Problem requirements:
Below is a block of data; give all of it again word for word.

Supplied information:
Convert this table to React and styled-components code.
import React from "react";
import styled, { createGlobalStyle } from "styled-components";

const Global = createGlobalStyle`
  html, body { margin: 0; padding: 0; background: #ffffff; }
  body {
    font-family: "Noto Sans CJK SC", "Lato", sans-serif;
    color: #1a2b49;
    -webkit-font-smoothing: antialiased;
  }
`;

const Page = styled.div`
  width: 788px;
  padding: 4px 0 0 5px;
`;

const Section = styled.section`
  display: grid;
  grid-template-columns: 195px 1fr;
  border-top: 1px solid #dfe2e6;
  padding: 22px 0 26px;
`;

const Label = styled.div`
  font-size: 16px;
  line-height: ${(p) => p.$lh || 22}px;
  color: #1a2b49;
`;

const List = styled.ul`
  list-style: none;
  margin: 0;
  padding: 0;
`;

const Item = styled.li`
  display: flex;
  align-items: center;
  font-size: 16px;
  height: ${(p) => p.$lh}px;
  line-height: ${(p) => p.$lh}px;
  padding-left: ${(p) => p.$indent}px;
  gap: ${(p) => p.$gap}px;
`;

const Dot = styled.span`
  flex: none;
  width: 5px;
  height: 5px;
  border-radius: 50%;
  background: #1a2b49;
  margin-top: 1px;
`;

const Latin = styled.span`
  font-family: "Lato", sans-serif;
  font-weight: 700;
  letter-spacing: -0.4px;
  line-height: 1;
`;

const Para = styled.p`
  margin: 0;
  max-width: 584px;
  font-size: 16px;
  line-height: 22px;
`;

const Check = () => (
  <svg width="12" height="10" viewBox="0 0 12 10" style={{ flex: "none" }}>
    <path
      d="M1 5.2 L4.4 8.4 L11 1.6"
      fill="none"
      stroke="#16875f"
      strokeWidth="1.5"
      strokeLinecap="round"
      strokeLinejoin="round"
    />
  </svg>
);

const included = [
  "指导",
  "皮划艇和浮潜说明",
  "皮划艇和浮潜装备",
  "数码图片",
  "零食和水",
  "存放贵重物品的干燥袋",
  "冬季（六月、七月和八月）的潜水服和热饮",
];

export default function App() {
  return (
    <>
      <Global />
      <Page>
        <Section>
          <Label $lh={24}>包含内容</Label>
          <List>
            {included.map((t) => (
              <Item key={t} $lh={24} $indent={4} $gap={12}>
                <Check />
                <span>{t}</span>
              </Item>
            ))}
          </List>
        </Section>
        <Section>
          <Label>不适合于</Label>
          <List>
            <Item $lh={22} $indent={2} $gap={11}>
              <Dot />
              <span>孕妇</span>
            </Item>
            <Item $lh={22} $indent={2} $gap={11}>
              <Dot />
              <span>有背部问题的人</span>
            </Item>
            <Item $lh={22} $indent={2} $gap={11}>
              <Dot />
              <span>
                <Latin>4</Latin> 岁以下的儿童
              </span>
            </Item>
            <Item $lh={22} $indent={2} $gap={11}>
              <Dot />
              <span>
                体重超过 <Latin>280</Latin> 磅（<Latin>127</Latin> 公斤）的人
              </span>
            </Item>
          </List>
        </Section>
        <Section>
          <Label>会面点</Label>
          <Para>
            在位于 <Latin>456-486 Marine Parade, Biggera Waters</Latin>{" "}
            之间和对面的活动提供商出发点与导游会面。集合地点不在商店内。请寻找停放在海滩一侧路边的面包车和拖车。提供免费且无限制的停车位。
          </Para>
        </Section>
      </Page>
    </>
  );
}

Task result:
Convert this table to React and styled-components code.
import React from "react";
import styled, { createGlobalStyle } from "styled-components";

const Global = createGlobalStyle`
  html, body { margin: 0; padding: 0; background: #ffffff; }
  body {
    font-family: "Noto Sans CJK SC", "Lato", sans-serif;
    color: #1a2b49;
    -webkit-font-smoothing: antialiased;
  }
`;

const Page = styled.div`
  width: 788px;
  padding: 4px 0 0 5px;
`;

const Section = styled.section`
  display: grid;
  grid-template-columns: 195px 1fr;
  border-top: 1px solid #dfe2e6;
  padding: 22px 0 26px;
`;

const Label = styled.div`
  font-size: 16px;
  line-height: ${(p) => p.$lh || 22}px;
  color: #1a2b49;
`;

const List = styled.ul`
  list-style: none;
  margin: 0;
  padding: 0;
`;

const Item = styled.li`
  display: flex;
  align-items: center;
  font-size: 16px;
  height: ${(p) => p.$lh}px;
  line-height: ${(p) => p.$lh}px;
  padding-left: ${(p) => p.$indent}px;
  gap: ${(p) => p.$gap}px;
`;

const Dot = styled.span`
  flex: none;
  width: 5px;
  height: 5px;
  border-radius: 50%;
  background: #1a2b49;
  margin-top: 1px;
`;

const Latin = styled.span`
  font-family: "Lato", sans-serif;
  font-weight: 700;
  letter-spacing: -0.4px;
  line-height: 1;
`;

const Para = styled.p`
  margin: 0;
  max-width: 584px;
  font-size: 16px;
  line-height: 22px;
`;

const Check = () => (
  <svg width="12" height="10" viewBox="0 0 12 10" style={{ flex: "none" }}>
    <path
      d="M1 5.2 L4.4 8.4 L11 1.6"
      fill="none"
      stroke="#16875f"
      strokeWidth="1.5"
      strokeLinecap="round"
      strokeLinejoin="round"
    />
  </svg>
);

const included = [
  "指导",
  "皮划艇和浮潜说明",
  "皮划艇和浮潜装备",
  "数码图片",
  "零食和水",
  "存放贵重物品的干燥袋",
  "冬季（六月、七月和八月）的潜水服和热饮",
];

export default function App() {
  return (
    <>
      <Global />
      <Page>
        <Section>
          <Label $lh={24}>包含内容</Label>
          <List>
            {included.map((t) => (
              <Item key={t} $lh={24} $indent={4} $gap={12}>
                <Check />
                <span>{t}</span>
              </Item>
            ))}
          </List>
        </Section>
        <Section>
          <Label>不适合于</Label>
          <List>
            <Item $lh={22} $indent={2} $gap={11}>
              <Dot />
              <span>孕妇</span>
            </Item>
            <Item $lh={22} $indent={2} $gap={11}>
              <Dot />
              <span>有背部问题的人</span>
            </Item>
            <Item $lh={22} $indent={2} $gap={11}>
              <Dot />
              <span>
                <Latin>4</Latin> 岁以下的儿童
              </span>
            </Item>
            <Item $lh={22} $indent={2} $gap={11}>
              <Dot />
              <span>
                体重超过 <Latin>280</Latin> 磅（<Latin>127</Latin> 公斤）的人
              </span>
            </Item>
          </List>
        </Section>
        <Section>
          <Label>会面点</Label>
          <Para>
            在位于 <Latin>456-486 Marine Parade, Biggera Waters</Latin>{" "}
            之间和对面的活动提供商出发点与导游会面。集合地点不在商店内。请寻找停放在海滩一侧路边的面包车和拖车。提供免费且无限制的停车位。
          </Para>
        </Section>
      </Page>
    </>
  );
}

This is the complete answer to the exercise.